50% short-term bonds (high quality)
50% intermediate-term bonds (high quality)

So, someone that chose portfolio C, 80% stock, 20% fixed would have this allocation:

16% US large cap
16% US large cap value
8% US small cap
8% US small cap value
8% US real estate stocks
16% International stocks
8% Emerging markets stocks
10% short-term bonds (high quality)
10% intermediate-term bonds (high quality)

This is based on academic research that show that small stocks and value stocks have higher returns than large stocks and growth stocks, over long investing periods. Taking risk with the fixed income is not properly rewarded. The purpose of the fixed income is solely to reduce the risk in the entire portfolio.

For value funds, the deepest value (if diversified) is the best.
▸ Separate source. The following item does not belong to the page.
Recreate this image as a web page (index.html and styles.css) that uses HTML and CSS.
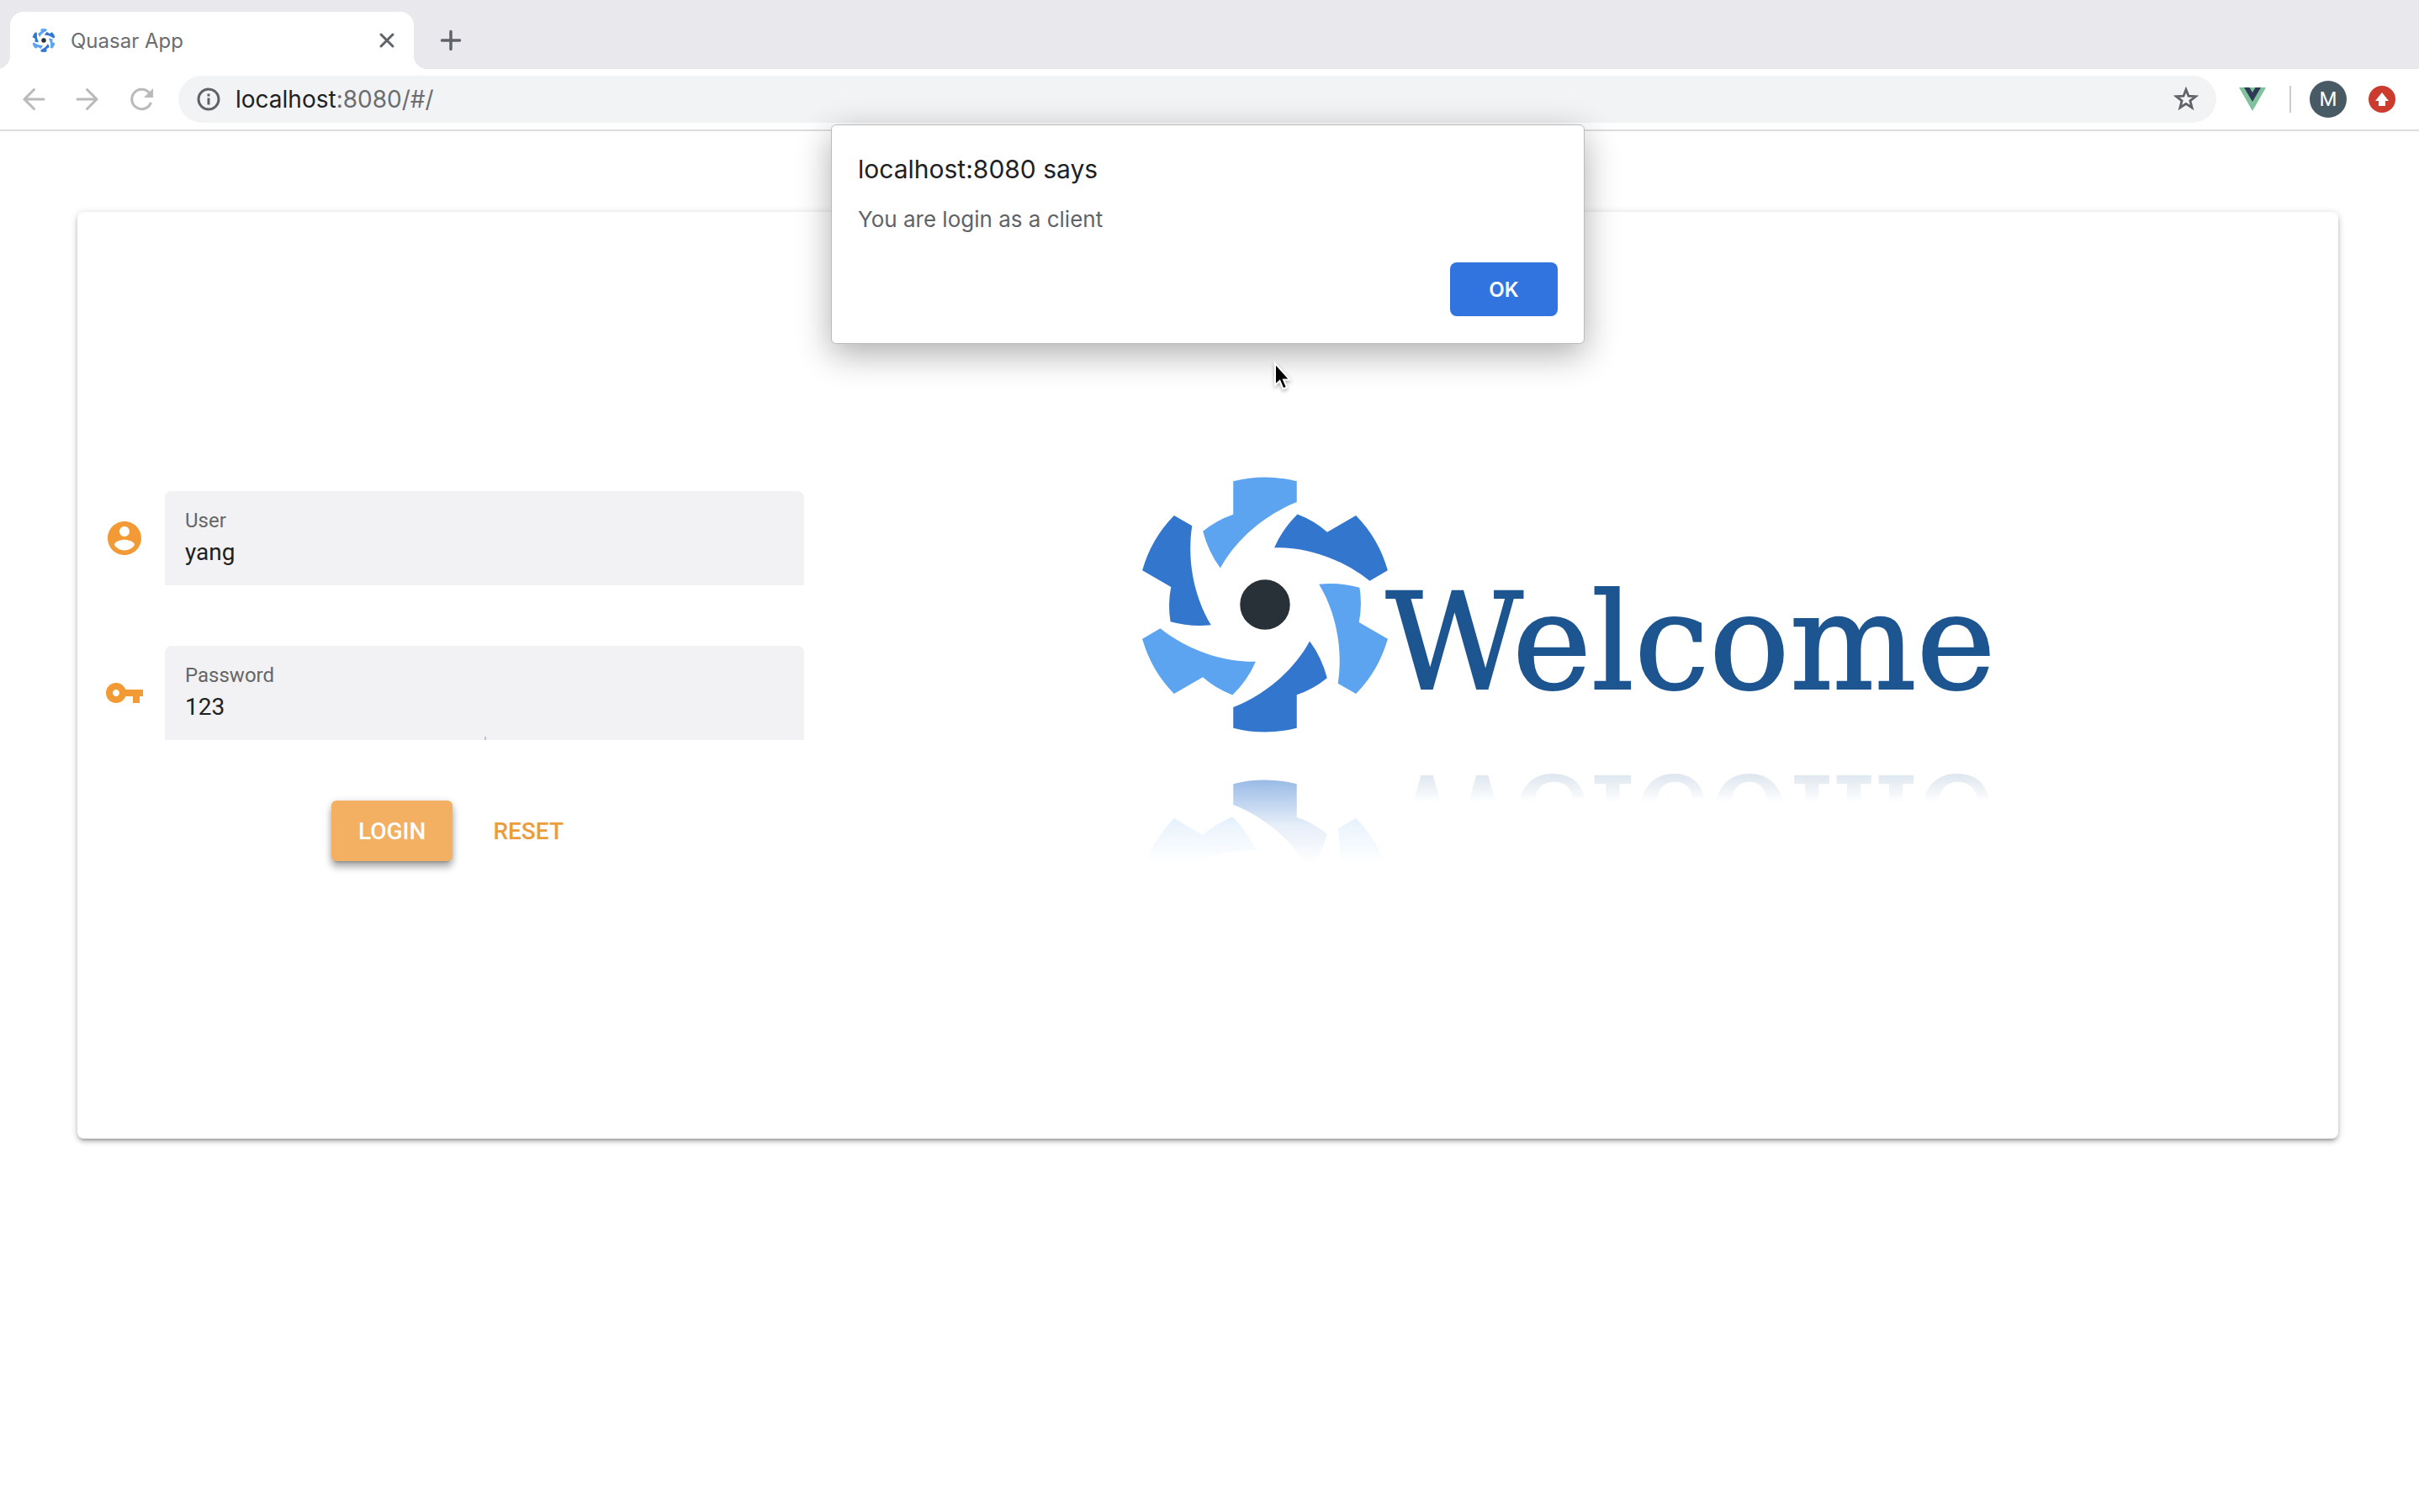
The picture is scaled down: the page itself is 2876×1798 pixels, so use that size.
FILE: index.html
```html
<!DOCTYPE html>
<html lang="en">
<head>
<meta charset="utf-8">
<title>Quasar App</title>
<link rel="stylesheet" href="styles.css">
</head>
<body>
<svg class="defs" aria-hidden="true">
  <defs>
    <path id="blade" d="M-113-439A454 454 0 0 1 113-439L113-365C10-325-97-243-159-130Q-202-188-221-261Q-172-301-113-321Z"/>
    <symbol id="quasar" viewBox="-440 -455 880 910">
      <g fill="#5ca4f0">
        <use href="#blade"/>
        <use href="#blade" transform="rotate(120)"/>
        <use href="#blade" transform="rotate(240)"/>
      </g>
      <g fill="#3376cd">
        <use href="#blade" transform="rotate(60)"/>
        <use href="#blade" transform="rotate(180)"/>
        <use href="#blade" transform="rotate(300)"/>
      </g>
      <circle r="89" fill="#283138"/>
    </symbol>
  </defs>
</svg>

<header class="browser">
  <div class="tabs">
    <div class="tab">
      <svg class="favicon" aria-hidden="true"><use href="#quasar"/></svg>
      <span class="tab-title">Quasar App</span>
      <button class="icon-button" aria-label="Close tab">
        <svg width="20" height="20" viewBox="0 0 20 20"><path d="M3 3L17 17M17 3L3 17" fill="none" stroke="#5f6368" stroke-width="3" stroke-linecap="round"/></svg>
      </button>
    </div>
    <button class="icon-button new-tab" aria-label="New tab">
      <svg width="28" height="28" viewBox="0 0 28 28"><path d="M14 3.500V24.500M3.500 14H24.500" fill="none" stroke="#5f6368" stroke-width="3.500" stroke-linecap="round"/></svg>
    </button>
  </div>
  <div class="toolbar">
    <nav class="history">
      <button class="icon-button" aria-label="Back">
        <svg width="32" height="32" viewBox="0 0 32 32"><path d="M28 16H5M16.500 4.500L5 16L16.500 27.500" fill="none" stroke="#bababc" stroke-width="3" stroke-linecap="round"/></svg>
      </button>
      <button class="icon-button" aria-label="Forward">
        <svg width="32" height="32" viewBox="0 0 32 32"><path d="M4 16H27M15.500 4.500L27 16L15.500 27.500" fill="none" stroke="#bababc" stroke-width="3" stroke-linecap="round"/></svg>
      </button>
      <button class="icon-button" aria-label="Reload">
        <svg width="32" height="32" viewBox="0 0 32 32"><path d="M27 21A11.700 11.700 0 1 1 25 8" fill="none" stroke="#bababc" stroke-width="3" stroke-linecap="round"/><path d="M30 3V14H19Z" fill="#bababc"/></svg>
      </button>
    </nav>
    <div class="omnibox">
      <button class="icon-button" aria-label="View site information">
        <svg width="28" height="28" viewBox="0 0 28 28"><circle cx="14" cy="14" r="12" fill="none" stroke="#5f6368" stroke-width="3"/><path d="M12.500 12.500H15.500V20.500H12.500ZM12.500 7.500H15.500V10.500H12.500Z" fill="#5f6368"/></svg>
      </button>
      <div class="url" role="textbox" aria-label="Address" contenteditable="true" spellcheck="false"><span class="host">localhost</span>:8080/#/</div>
      <button class="icon-button" aria-label="Bookmark this page">
        <svg width="30" height="30" viewBox="0 0 30 30"><path d="M15 3.500L18 11.200L26.500 11.700L19.900 16.900L22.100 25L15 20.400L7.900 25L10.100 16.900L3.500 11.700L12 11.200Z" fill="none" stroke="#5f6368" stroke-width="2.800"/></svg>
      </button>
    </div>
    <button class="icon-button" aria-label="Vue.js devtools">
      <svg width="32" height="28" viewBox="0 0 32 28"><path d="M0 0H32L16 28Z" fill="#7fc29b"/><path d="M6 0H12.500L16 6L19.500 0H26L16 17Z" fill="#2f3a56"/></svg>
    </button>
    <span class="divider"></span>
    <button class="avatar" aria-label="Profile">M</button>
    <button class="icon-button" aria-label="Update">
      <svg width="32" height="32" viewBox="0 0 32 32"><circle cx="16" cy="16" r="16" fill="#cc3c2e"/><path d="M16 8L24 18H20V24H12V18H8Z" fill="#fff"/></svg>
    </button>
  </div>
</header>

<main class="card">
  <form class="login">
    <div class="row">
      <svg class="row-icon" viewBox="0 0 24 24" aria-hidden="true"><path d="M12 2C6.480 2 2 6.480 2 12s4.480 10 10 10 10-4.480 10-10S17.520 2 12 2zm0 3c1.660 0 3 1.340 3 3s-1.340 3-3 3-3-1.340-3-3 1.340-3 3-3zm0 14.200c-2.500 0-4.710-1.280-6-3.220.030-1.990 4-3.080 6-3.080 1.990 0 5.970 1.090 6 3.080-1.290 1.940-3.500 3.220-6 3.220z"/></svg>
      <div class="field">
        <label for="user">User</label>
        <input id="user" type="text" value="yang">
      </div>
    </div>
    <div class="row">
      <svg class="row-icon" viewBox="0 0 24 24" aria-hidden="true"><path d="M12.650 10C11.830 7.670 9.610 6 7 6c-3.310 0-6 2.690-6 6s2.690 6 6 6c2.610 0 4.830-1.670 5.650-4H17v4h4v-4h2v-4H12.650zM7 14c-1.100 0-2-.900-2-2s.900-2 2-2 2 .900 2 2-.900 2-2 2z"/></svg>
      <div class="field marked">
        <label for="password">Password</label>
        <input id="password" type="text" value="123">
      </div>
    </div>
    <div class="actions">
      <button class="btn btn-solid" type="button">LOGIN</button>
      <button class="btn" type="reset">RESET</button>
    </div>
  </form>
  <section class="hero">
    <svg class="logo" role="img" aria-label="Quasar"><use href="#quasar"/></svg>
    <h1 class="welcome">Welcome</h1>
  </section>
</main>

<dialog class="alert" open>
  <h2>localhost:8080 says</h2>
  <p>You are login as a client</p>
  <button class="ok">OK</button>
</dialog>

<svg class="cursor" width="26" height="38" viewBox="0 0 26 38" aria-hidden="true"><path d="M3 3V29L8.500 24L12.500 33.500L17 31.500L13 22.500H20.500Z" fill="#000" stroke="#fff" stroke-width="2"/></svg>
</body>
</html>
```
FILE: styles.css
```css
* { box-sizing: border-box; }

body {
  margin: 0;
  background: #fff;
  color: #202124;
  font-family: Inter, "Liberation Sans", sans-serif;
}

h1, h2, p { margin: 0; font-weight: 400; }

button { border: 0; padding: 0; background: none; font: inherit; cursor: pointer; }

.defs { position: absolute; width: 0; height: 0; }

.icon-button { display: flex; flex: none; }

/* Browser chrome */
.tabs {
  display: flex;
  align-items: flex-end;
  height: 82px;
  padding-left: 12px;
  background: #e9e8ed;
}

.tab {
  position: relative;
  display: flex;
  align-items: center;
  gap: 18px;
  width: 480px;
  height: 68px;
  padding: 0 22px 0 26px;
  border-radius: 16px 16px 0 0;
  background: #fff;
}

.tab::before, .tab::after {
  content: "";
  position: absolute;
  bottom: 0;
  width: 16px;
  height: 16px;
}
.tab::before { right: 100%; background: radial-gradient(circle at 0 0, transparent 16px, #fff 16px); }
.tab::after { left: 100%; background: radial-gradient(circle at 100% 0, transparent 16px, #fff 16px); }

.favicon { width: 28px; height: 28px; }

.tab-title { flex: 1; color: #6b6d70; font-size: 24px; }

.new-tab { margin: 0 0 20px 30px; }

.toolbar {
  display: flex;
  align-items: center;
  height: 74px;
  padding: 0 28px 0 24px;
  border-bottom: 2px solid #dddce1;
}

.history { display: flex; gap: 32px; margin-right: 28px; }

.omnibox {
  display: flex;
  flex: 1;
  align-items: center;
  gap: 18px;
  height: 56px;
  margin-right: 27px;
  padding: 0 21px 0 22px;
  border-radius: 28px;
  background: #f2f3f5;
}

.url { flex: 1; color: #6b6d70; font-size: 28px; outline: 0; }
.host { color: #202124; }

.divider { width: 2px; height: 32px; margin: 0 22px 0 28px; background: #ccc; }

.avatar {
  width: 44px;
  height: 44px;
  margin-right: 26px;
  border-radius: 50%;
  background: #485a64;
  color: #fff;
  font-family: Roboto, sans-serif;
  font-size: 24px;
}

/* Login card */
.card {
  display: grid;
  grid-template-columns: 1fr 2fr;
  align-items: center;
  margin: 96px 96px 96px 92px;
  padding: 315px 0;
  border-radius: 8px;
  box-shadow: 0 2px 10px rgba(0, 0, 0, .2), 0 4px 4px rgba(0, 0, 0, .14), 0 6px 2px -4px rgba(0, 0, 0, .12);
  font-family: Roboto, sans-serif;
}

.login { display: flex; flex-direction: column; gap: 72px; padding: 2px 32px 0; }

.row { display: flex; align-items: center; gap: 24px; }

.row-icon { width: 48px; height: 48px; fill: #f29b36; }

.field {
  position: relative;
  display: flex;
  flex: 1;
  flex-direction: column;
  height: 112px;
  padding: 20px 24px;
  border-radius: 8px 8px 0 0;
  background: #f2f2f4;
}

.field label { color: #666; font-size: 24px; line-height: 30px; }

.field input {
  width: 100%;
  height: 46px;
  padding: 0;
  border: 0;
  outline: 0;
  background: none;
  color: #212121;
  font: 28px/46px Roboto, sans-serif;
}

.marked::after {
  content: "";
  position: absolute;
  bottom: 0;
  left: 50%;
  width: 2px;
  height: 4px;
  background: #b9c3d6;
}

.actions { display: flex; justify-content: center; gap: 16px; padding-left: 16px; }

.btn {
  height: 72px;
  padding: 0 32px;
  border-radius: 6px;
  color: #eb9c3b;
  font-size: 28px;
  font-weight: 500;
}

.btn-solid {
  background: #f3af62;
  box-shadow: 0 2px 10px rgba(0, 0, 0, .2), 0 8px 8px rgba(0, 0, 0, .24), 0 6px 2px -4px rgba(0, 0, 0, .12);
  color: #fff;
}

.hero {
  display: flex;
  align-items: flex-end;
  justify-content: center;
  padding: 0 38px 168px 0;
}

.logo {
  width: 294px;
  height: 304px;
  -webkit-box-reflect: below 56px linear-gradient(transparent 67%, rgba(0, 0, 0, .12) 82%, rgba(0, 0, 0, .5));
}

.welcome {
  margin-left: -4px;
  padding-bottom: 16px;
  color: #1d5591;
  font: 159px/182px "DejaVu Serif", serif;
  -webkit-text-stroke: 2px #1d5591;
  -webkit-box-reflect: below 0 linear-gradient(transparent 58%, rgba(0, 0, 0, .15) 75%);
}

/* Script alert */
.alert {
  position: absolute;
  top: 148px;
  right: 4px;
  left: 0;
  display: flex;
  flex-direction: column;
  width: 896px;
  margin: 0 auto;
  padding: 32px 31px;
  border: 1px solid #bbb;
  border-radius: 6px;
  background: #fff;
  box-shadow: 0 12px 40px rgba(0, 0, 0, .32);
}

.alert h2 { color: #202124; font-size: 30px; line-height: 40px; }

.alert p { margin: 22px 0 33px; color: #5f6368; font-size: 26px; line-height: 36px; }

.ok {
  align-self: flex-end;
  width: 128px;
  height: 64px;
  border-radius: 8px;
  background: #3174e0;
  color: #fff;
  font-size: 24px;
  font-weight: 600;
}

.cursor {
  position: absolute;
  top: 429px;
  left: 1513px;
  filter: drop-shadow(0 2px 2px rgba(0, 0, 0, .3));
}
```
For small cap funds, the smallest cap (if diversified) is the best.

For the allocation to International, if there are choices for intl small or intl value, I would definitely use those; break up the 20% intl maybe as 10% intl, 5% intl value, 5% intl small. If available, Emerging markets can also be tilted to small and value.

So, in terms of the "international" question, I like having 30% exposure to international and 70% to the US. Anything in the ballpark will be fine; if you want a little more or less exposure it shouldn't make that much difference.

You can have a successful investing experience with open-ended mutual funds or with ETFs. Since you are starting with $100K and because you are adding $5K per month, I'd suggest using open-end funds held directly with Vanguard. You get low expense ratios, no transaction fees, and no minimum balance fees.